Data shown
>>
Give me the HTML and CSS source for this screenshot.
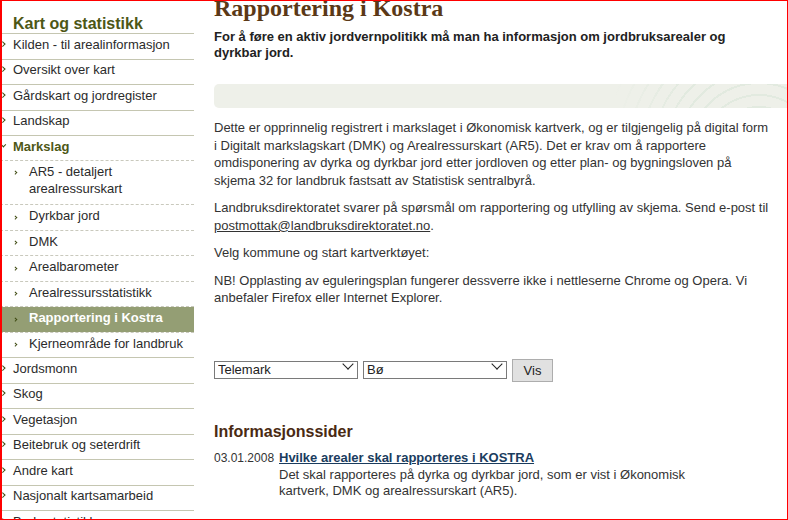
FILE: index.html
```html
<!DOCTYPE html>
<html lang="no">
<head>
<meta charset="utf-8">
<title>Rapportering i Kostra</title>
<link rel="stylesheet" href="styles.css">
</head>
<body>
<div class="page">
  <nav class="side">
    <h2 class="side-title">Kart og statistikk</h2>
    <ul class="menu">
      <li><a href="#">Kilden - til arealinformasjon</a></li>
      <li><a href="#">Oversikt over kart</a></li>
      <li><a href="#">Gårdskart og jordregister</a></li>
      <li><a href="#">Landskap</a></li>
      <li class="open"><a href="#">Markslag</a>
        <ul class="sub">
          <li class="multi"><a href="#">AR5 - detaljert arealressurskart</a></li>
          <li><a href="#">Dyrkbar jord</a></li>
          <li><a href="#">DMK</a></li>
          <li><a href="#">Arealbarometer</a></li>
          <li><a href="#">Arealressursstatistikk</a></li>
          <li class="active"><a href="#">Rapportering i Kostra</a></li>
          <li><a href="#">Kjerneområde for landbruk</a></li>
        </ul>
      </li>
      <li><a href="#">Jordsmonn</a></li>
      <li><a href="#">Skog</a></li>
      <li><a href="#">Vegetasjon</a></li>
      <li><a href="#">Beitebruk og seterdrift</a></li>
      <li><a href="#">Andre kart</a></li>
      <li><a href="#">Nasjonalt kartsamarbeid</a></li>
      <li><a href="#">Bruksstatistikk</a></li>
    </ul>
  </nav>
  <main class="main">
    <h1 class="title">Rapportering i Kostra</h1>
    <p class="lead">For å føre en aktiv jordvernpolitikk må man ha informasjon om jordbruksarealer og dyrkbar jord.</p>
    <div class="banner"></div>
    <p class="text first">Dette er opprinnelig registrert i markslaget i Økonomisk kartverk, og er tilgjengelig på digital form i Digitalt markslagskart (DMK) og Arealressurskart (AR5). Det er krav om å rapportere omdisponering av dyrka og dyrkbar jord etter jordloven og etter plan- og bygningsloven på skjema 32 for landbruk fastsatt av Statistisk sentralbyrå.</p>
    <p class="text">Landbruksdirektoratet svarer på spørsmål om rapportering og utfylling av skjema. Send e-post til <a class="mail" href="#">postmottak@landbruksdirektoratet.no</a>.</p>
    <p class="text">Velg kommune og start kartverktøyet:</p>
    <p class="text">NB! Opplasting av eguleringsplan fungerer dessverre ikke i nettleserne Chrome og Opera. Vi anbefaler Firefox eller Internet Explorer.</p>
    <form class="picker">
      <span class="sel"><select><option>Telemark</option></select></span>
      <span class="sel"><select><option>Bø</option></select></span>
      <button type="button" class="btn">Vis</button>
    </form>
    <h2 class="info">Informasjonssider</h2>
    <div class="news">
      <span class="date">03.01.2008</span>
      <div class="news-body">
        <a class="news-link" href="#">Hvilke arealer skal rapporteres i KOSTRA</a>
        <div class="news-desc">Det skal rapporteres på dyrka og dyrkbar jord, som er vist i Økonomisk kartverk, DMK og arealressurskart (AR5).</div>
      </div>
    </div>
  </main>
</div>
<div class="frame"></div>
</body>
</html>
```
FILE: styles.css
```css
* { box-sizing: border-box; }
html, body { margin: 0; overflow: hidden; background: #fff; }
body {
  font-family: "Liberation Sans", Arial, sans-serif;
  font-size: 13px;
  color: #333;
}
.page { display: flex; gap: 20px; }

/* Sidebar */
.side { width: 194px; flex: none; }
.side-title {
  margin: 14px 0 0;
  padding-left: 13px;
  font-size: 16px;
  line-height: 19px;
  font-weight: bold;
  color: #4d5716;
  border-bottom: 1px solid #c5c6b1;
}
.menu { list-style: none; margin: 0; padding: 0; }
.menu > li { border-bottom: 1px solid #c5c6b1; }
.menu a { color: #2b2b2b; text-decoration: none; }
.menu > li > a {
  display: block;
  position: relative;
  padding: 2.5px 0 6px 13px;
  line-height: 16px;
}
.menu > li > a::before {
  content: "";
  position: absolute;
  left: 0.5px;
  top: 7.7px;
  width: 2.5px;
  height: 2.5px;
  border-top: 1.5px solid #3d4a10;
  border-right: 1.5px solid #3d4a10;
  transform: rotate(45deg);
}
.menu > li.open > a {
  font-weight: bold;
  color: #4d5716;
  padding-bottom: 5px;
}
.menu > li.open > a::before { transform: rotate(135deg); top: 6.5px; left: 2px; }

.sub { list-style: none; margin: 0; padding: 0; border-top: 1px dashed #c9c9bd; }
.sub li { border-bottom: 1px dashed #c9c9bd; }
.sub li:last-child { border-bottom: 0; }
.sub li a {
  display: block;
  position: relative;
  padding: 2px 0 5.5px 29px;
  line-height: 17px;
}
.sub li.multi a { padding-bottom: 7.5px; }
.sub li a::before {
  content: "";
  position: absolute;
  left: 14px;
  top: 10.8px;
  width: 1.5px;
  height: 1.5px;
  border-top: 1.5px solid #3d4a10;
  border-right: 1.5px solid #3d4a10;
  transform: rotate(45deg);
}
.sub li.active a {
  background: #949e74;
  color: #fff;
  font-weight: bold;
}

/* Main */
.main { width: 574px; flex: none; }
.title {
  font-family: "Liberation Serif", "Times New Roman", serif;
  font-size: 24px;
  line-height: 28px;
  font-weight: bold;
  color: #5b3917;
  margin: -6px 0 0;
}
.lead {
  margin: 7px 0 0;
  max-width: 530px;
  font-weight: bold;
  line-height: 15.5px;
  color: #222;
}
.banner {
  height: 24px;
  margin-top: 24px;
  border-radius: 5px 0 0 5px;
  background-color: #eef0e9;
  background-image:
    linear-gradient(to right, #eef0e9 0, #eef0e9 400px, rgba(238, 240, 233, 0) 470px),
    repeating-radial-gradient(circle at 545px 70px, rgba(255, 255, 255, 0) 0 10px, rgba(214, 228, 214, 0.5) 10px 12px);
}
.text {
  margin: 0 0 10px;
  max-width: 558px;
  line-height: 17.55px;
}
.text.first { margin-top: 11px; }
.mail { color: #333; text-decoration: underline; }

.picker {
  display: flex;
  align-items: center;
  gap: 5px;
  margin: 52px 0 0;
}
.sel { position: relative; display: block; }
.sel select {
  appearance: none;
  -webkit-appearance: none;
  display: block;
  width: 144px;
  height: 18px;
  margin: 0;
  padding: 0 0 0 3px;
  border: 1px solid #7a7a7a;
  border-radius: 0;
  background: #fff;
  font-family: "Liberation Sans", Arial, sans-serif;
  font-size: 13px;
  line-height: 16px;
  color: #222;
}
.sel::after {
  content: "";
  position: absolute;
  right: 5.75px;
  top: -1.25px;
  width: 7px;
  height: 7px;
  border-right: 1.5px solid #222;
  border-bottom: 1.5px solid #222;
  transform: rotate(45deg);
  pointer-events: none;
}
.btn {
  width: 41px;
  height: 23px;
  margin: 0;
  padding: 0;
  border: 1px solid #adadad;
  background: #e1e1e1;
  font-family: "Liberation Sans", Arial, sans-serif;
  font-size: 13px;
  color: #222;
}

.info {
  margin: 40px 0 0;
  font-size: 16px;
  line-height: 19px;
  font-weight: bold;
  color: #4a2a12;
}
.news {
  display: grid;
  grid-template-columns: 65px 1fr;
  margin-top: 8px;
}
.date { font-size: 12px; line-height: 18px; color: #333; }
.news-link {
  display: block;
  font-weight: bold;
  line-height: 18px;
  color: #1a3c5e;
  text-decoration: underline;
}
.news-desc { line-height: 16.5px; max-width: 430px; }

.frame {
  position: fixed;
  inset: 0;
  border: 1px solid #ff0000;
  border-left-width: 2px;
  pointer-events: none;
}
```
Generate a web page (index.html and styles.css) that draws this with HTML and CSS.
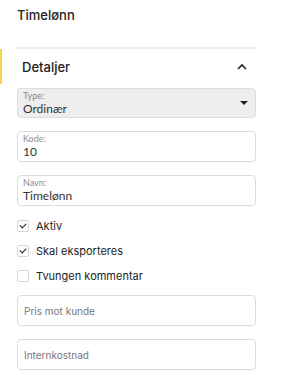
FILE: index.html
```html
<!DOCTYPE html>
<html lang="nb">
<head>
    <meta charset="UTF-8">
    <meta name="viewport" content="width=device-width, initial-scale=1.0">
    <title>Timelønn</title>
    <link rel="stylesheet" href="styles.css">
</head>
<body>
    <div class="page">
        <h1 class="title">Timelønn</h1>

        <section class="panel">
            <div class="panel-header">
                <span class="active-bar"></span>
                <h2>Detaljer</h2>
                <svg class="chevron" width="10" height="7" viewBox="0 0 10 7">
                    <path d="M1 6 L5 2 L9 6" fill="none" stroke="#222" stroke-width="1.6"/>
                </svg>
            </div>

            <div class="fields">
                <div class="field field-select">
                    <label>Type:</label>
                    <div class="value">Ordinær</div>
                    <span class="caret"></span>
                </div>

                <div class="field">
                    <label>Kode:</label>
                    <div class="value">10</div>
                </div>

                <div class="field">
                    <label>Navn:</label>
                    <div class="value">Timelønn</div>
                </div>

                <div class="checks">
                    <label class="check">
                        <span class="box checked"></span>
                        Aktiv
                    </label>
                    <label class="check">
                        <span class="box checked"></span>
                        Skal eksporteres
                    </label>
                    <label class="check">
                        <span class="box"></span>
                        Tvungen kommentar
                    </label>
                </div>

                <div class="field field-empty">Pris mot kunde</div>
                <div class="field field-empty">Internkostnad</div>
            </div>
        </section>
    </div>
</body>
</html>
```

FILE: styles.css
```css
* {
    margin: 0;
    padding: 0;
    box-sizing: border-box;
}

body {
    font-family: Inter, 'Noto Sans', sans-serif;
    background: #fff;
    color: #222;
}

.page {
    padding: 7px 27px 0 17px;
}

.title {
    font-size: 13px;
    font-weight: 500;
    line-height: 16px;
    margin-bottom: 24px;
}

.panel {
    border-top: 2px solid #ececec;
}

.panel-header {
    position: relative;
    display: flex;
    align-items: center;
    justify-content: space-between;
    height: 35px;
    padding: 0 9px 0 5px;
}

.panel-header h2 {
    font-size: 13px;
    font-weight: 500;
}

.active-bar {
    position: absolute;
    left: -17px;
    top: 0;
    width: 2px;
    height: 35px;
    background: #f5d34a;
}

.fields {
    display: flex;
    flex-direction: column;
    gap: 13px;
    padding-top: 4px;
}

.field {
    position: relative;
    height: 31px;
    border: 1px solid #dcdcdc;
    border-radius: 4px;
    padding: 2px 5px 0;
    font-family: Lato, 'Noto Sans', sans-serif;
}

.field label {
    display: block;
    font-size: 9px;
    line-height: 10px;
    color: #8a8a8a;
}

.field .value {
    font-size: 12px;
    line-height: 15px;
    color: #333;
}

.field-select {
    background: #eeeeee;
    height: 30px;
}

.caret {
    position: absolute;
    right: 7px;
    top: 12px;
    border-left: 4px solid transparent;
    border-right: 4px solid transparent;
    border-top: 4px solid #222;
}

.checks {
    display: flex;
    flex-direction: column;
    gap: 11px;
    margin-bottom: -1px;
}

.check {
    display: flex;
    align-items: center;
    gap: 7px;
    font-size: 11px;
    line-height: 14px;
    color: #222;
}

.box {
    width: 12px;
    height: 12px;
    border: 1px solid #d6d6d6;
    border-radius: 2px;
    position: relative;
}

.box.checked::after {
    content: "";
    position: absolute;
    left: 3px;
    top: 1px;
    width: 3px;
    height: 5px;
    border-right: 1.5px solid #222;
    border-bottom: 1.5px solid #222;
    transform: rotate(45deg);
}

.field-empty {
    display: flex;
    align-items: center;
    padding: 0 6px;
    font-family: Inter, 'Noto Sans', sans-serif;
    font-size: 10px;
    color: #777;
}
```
<<
Given exercise
Copy out each line of the material that holds the word "styles".

Correct answer
<link rel="stylesheet" href="styles.css">
FILE: styles.css
Generate a web page (index.html and styles.css) that draws this with HTML and CSS.
    <link rel="stylesheet" href="styles.css">
FILE: styles.css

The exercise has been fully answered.